Real User Monitoring for E-commerce: Learn why real user monitoring outperforms synthetic testing for e-commerce sites, how it impacts conversion rates and attribution accuracy, and which platforms Shopify brands should consider.
Read the full article below for detailed insights and actionable strategies.
Key insight
Average ad spend misallocated due to broken attribution across DTC brands
Real User Monitoring for E-commerce: Why Synthetic Tests Aren't Enough
Your Shopify store loads in 2.1 seconds according to your synthetic testing tool. Your Lighthouse score is 92. Everything looks green. But your conversion rate has been declining for three months, and you cannot figure out why.
The problem might be that your synthetic tests do not reflect what actual customers experience. Synthetic testing runs automated scripts from fixed locations on standardized hardware under controlled conditions. It tells you how your site could perform under ideal circumstances. Real user monitoring (RUM) tells you how your site actually performs for the people trying to buy from you.
For e-commerce brands where every fraction of a second of load time affects revenue, this distinction is not academic. It is the difference between optimizing for a test score and optimizing for sales.
What Is Real User Monitoring?
Real user monitoring collects performance data from actual visitors as they interact with your site. Every page load, every interaction, every resource request is measured and reported using the browsers of real customers on their actual devices and networks.
Unlike synthetic monitoring, which simulates user behavior from predetermined test locations, RUM captures the full spectrum of real-world conditions:
- A customer in rural Texas on a 3G cellular connection
- A customer in Manhattan on high-speed fiber using the latest iPhone
- A customer in Germany on a mid-range Android device with an ad blocker
- A customer in Australia during peak evening traffic when CDN latency spikes
Each of these customers experiences your store differently. Synthetic tests simulate none of them accurately.
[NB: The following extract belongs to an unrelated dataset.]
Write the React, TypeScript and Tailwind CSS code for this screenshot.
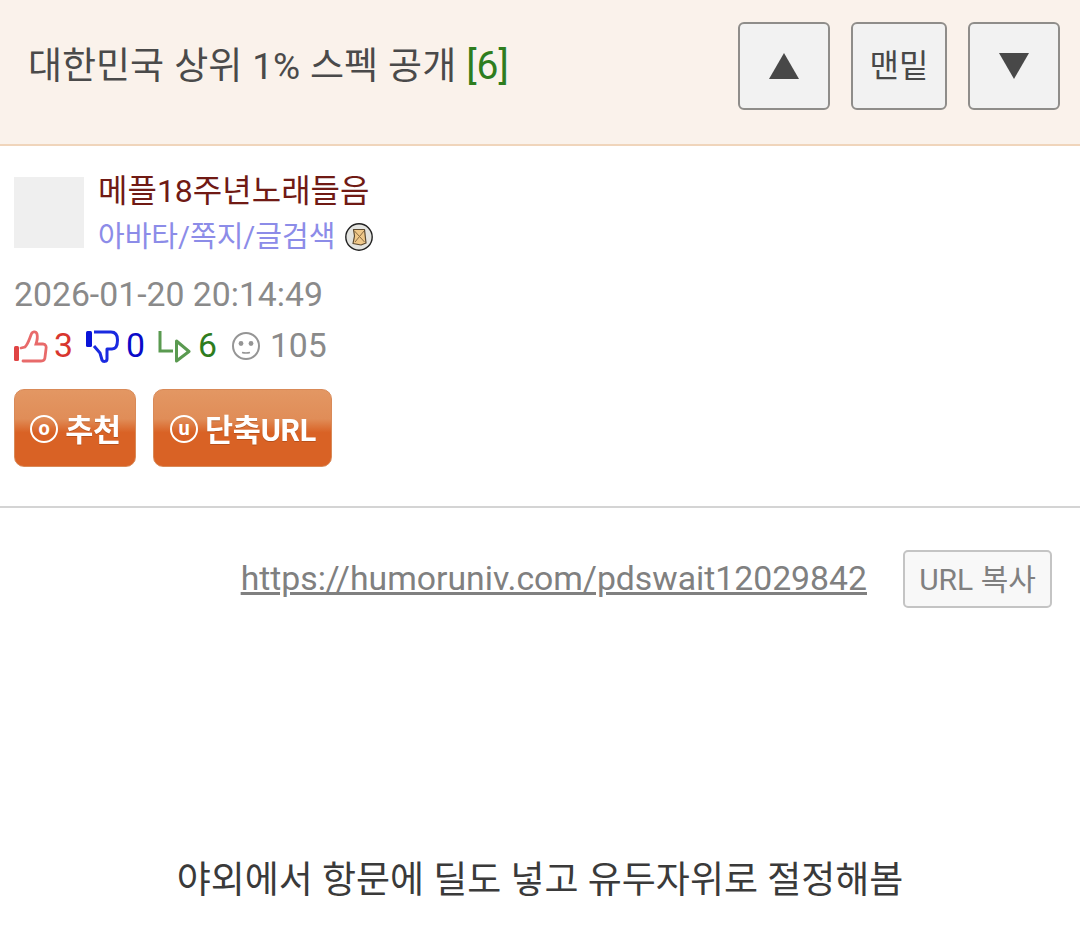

RUM captures all of them.
Why Synthetic Testing Falls Short for E-commerce
It Misses the Long Tail
Synthetic tests typically run from a handful of server locations using standard browser configurations. They capture the median experience, not the distribution. But e-commerce conversions are disproportionately affected by the long tail — the 10-20% of visitors who experience significantly slower load times due to device, network, or geographic factors.
A brand spending heavily on Meta Ads targeting mobile users will send substantial traffic from mid-range devices on variable cellular connections. Those visitors' actual experience may be dramatically worse than what synthetic tests show. If your product pages take 6 seconds to become interactive for this segment while your synthetic tests report 2 seconds, you have a conversion problem that no amount of dashboard-checking will reveal.
It Cannot Measure Interaction Latency
Synthetic tests are good at measuring initial page load. They are poor at measuring what happens after the page loads — how quickly the add-to-cart button responds, how smooth the image carousel scrolls, whether the variant selector causes a layout shift. These post-load interactions directly affect purchase behavior but are nearly invisible to synthetic monitoring.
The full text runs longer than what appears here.